→ **Exercise directions**:
Repeat the records verbatim and leave the pictures out of your copy.

→ **Recorded information**:

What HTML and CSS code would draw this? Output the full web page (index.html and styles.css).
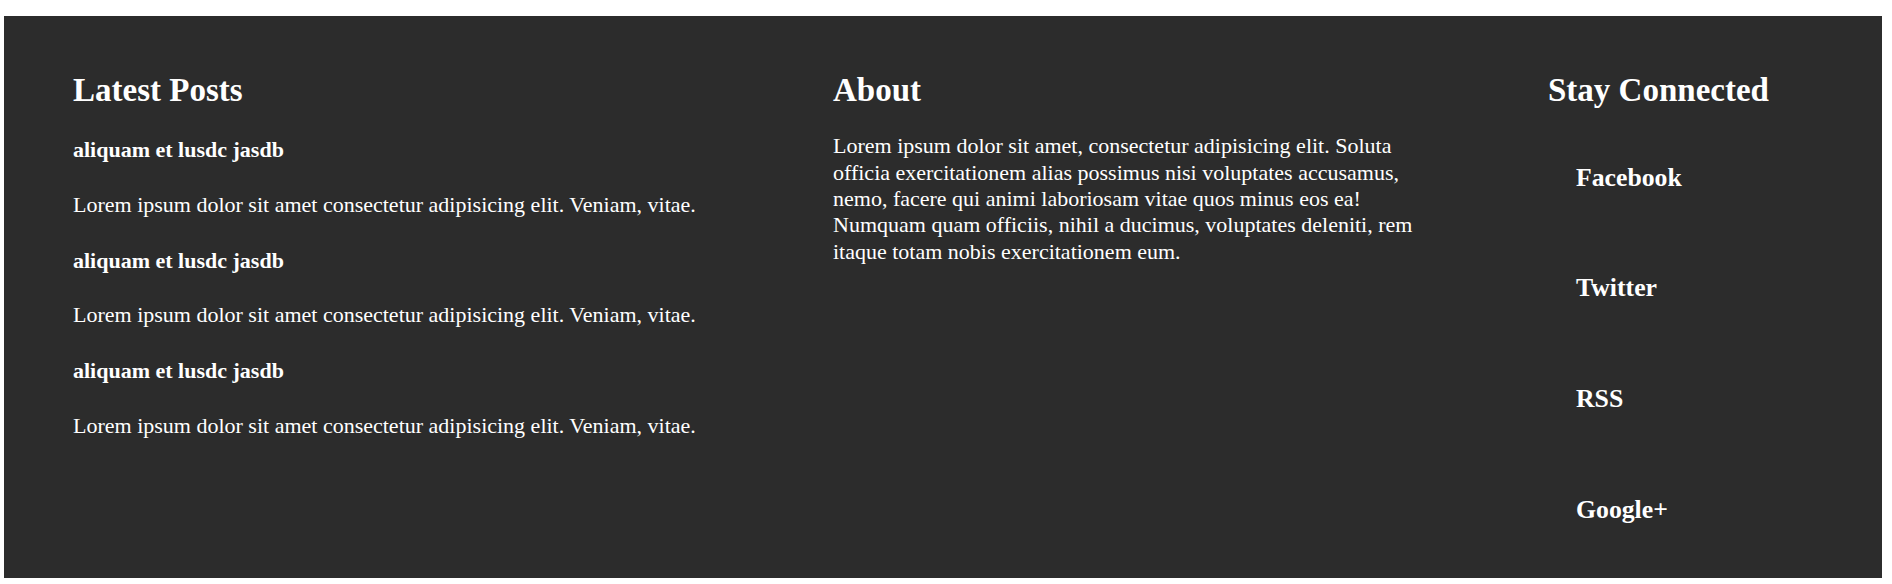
FILE: index.html
```html
<!DOCTYPE html>
<html lang="en">
<head>
<meta charset="utf-8">
<title>Footer</title>
<link rel="stylesheet" href="styles.css">
</head>
<body>
<footer class="site-footer">
  <section class="col col-posts">
    <h2 class="col-title">Latest Posts</h2>
    <div class="posts">
      <article class="post">
        <h4 class="post-title">aliquam et lusdc jasdb</h4>
        <p class="post-text">Lorem ipsum dolor sit amet consectetur adipisicing elit. Veniam, vitae.</p>
      </article>
      <article class="post">
        <h4 class="post-title">aliquam et lusdc jasdb</h4>
        <p class="post-text">Lorem ipsum dolor sit amet consectetur adipisicing elit. Veniam, vitae.</p>
      </article>
      <article class="post">
        <h4 class="post-title">aliquam et lusdc jasdb</h4>
        <p class="post-text">Lorem ipsum dolor sit amet consectetur adipisicing elit. Veniam, vitae.</p>
      </article>
    </div>
  </section>
  <section class="col col-about">
    <h2 class="col-title">About</h2>
    <p class="about-text">Lorem ipsum dolor sit amet, consectetur adipisicing elit. Soluta officia exercitationem alias possimus nisi voluptates accusamus, nemo, facere qui animi laboriosam vitae quos minus eos ea! Numquam quam officiis, nihil a ducimus, voluptates deleniti, rem itaque totam nobis exercitationem eum.</p>
  </section>
  <section class="col col-social">
    <h2 class="col-title">Stay Connected</h2>
    <ul class="social-list">
      <li class="social-item"><a class="social-link" href="#">Facebook</a></li>
      <li class="social-item"><a class="social-link" href="#">Twitter</a></li>
      <li class="social-item"><a class="social-link" href="#">RSS</a></li>
      <li class="social-item"><a class="social-link" href="#">Google+</a></li>
    </ul>
  </section>
</footer>
</body>
</html>
```

FILE: styles.css
```css
html, body {
  margin: 0;
  padding: 0;
  background: #ffffff;
}

body {
  font-family: "Liberation Serif", "Times New Roman", serif;
  font-size: 22px;
  color: #ffffff;
}

.site-footer {
  margin: 16px 10px 0 4px;
  padding: 55px 69px 53px 69px;
  background: #2c2c2c;
  display: grid;
  grid-template-columns: 760px 715px 1fr;
  align-items: start;
}

.col-title {
  margin: 0;
  font-size: 33px;
  line-height: 38px;
  font-weight: bold;
}

.posts {
  margin-top: 28px;
}

.post-title {
  margin: 0 0 29.5px;
  font-size: 22px;
  line-height: 25px;
  font-weight: bold;
}

.post-text {
  margin: 0 0 31px;
  font-size: 22px;
  line-height: 25px;
}

.post:last-child .post-text {
  margin-bottom: 0;
}

.about-text {
  margin: 24.4px 0 0;
  max-width: 600px;
  font-size: 22px;
  line-height: 26.3px;
}

.social-list {
  list-style: none;
  margin: 53.5px 0 0;
  padding: 0 0 0 28px;
  display: flex;
  flex-direction: column;
  gap: 80.8px;
}

.social-item {
  font-size: 25.74px;
  line-height: 30px;
  font-weight: bold;
}

.social-link {
  color: #ffffff;
  text-decoration: none;
}
```
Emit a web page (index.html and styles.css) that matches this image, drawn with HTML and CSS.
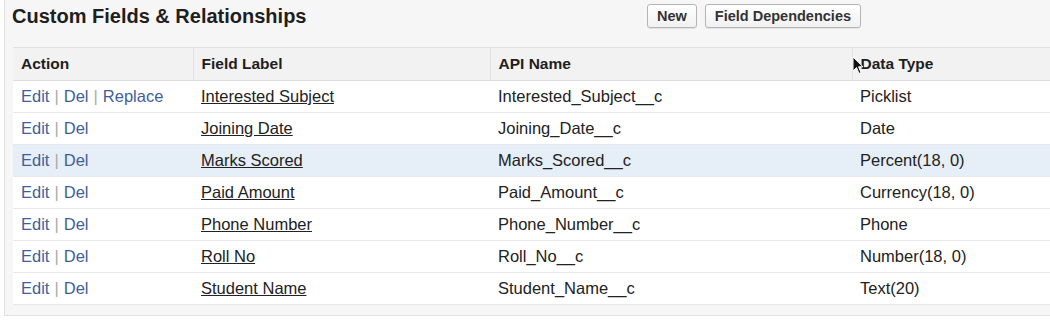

→ **Solution to the exercise**:
What HTML and CSS code would draw this? Output the full web page (index.html and styles.css).
FILE: index.html
```html
<!DOCTYPE html>
<html lang="en">
<head>
<meta charset="utf-8">
<title>Footer</title>
<link rel="stylesheet" href="styles.css">
</head>
<body>
<footer class="site-footer">
  <section class="col col-posts">
    <h2 class="col-title">Latest Posts</h2>
    <div class="posts">
      <article class="post">
        <h4 class="post-title">aliquam et lusdc jasdb</h4>
        <p class="post-text">Lorem ipsum dolor sit amet consectetur adipisicing elit. Veniam, vitae.</p>
      </article>
      <article class="post">
        <h4 class="post-title">aliquam et lusdc jasdb</h4>
        <p class="post-text">Lorem ipsum dolor sit amet consectetur adipisicing elit. Veniam, vitae.</p>
      </article>
      <article class="post">
        <h4 class="post-title">aliquam et lusdc jasdb</h4>
        <p class="post-text">Lorem ipsum dolor sit amet consectetur adipisicing elit. Veniam, vitae.</p>
      </article>
    </div>
  </section>
  <section class="col col-about">
    <h2 class="col-title">About</h2>
    <p class="about-text">Lorem ipsum dolor sit amet, consectetur adipisicing elit. Soluta officia exercitationem alias possimus nisi voluptates accusamus, nemo, facere qui animi laboriosam vitae quos minus eos ea! Numquam quam officiis, nihil a ducimus, voluptates deleniti, rem itaque totam nobis exercitationem eum.</p>
  </section>
  <section class="col col-social">
    <h2 class="col-title">Stay Connected</h2>
    <ul class="social-list">
      <li class="social-item"><a class="social-link" href="#">Facebook</a></li>
      <li class="social-item"><a class="social-link" href="#">Twitter</a></li>
      <li class="social-item"><a class="social-link" href="#">RSS</a></li>
      <li class="social-item"><a class="social-link" href="#">Google+</a></li>
    </ul>
  </section>
</footer>
</body>
</html>
```

FILE: styles.css
```css
html, body {
  margin: 0;
  padding: 0;
  background: #ffffff;
}

body {
  font-family: "Liberation Serif", "Times New Roman", serif;
  font-size: 22px;
  color: #ffffff;
}

.site-footer {
  margin: 16px 10px 0 4px;
  padding: 55px 69px 53px 69px;
  background: #2c2c2c;
  display: grid;
  grid-template-columns: 760px 715px 1fr;
  align-items: start;
}

.col-title {
  margin: 0;
  font-size: 33px;
  line-height: 38px;
  font-weight: bold;
}

.posts {
  margin-top: 28px;
}

.post-title {
  margin: 0 0 29.5px;
  font-size: 22px;
  line-height: 25px;
  font-weight: bold;
}

.post-text {
  margin: 0 0 31px;
  font-size: 22px;
  line-height: 25px;
}

.post:last-child .post-text {
  margin-bottom: 0;
}

.about-text {
  margin: 24.4px 0 0;
  max-width: 600px;
  font-size: 22px;
  line-height: 26.3px;
}

.social-list {
  list-style: none;
  margin: 53.5px 0 0;
  padding: 0 0 0 28px;
  display: flex;
  flex-direction: column;
  gap: 80.8px;
}

.social-item {
  font-size: 25.74px;
  line-height: 30px;
  font-weight: bold;
}

.social-link {
  color: #ffffff;
  text-decoration: none;
}
```
Emit a web page (index.html and styles.css) that matches this image, drawn with HTML and CSS.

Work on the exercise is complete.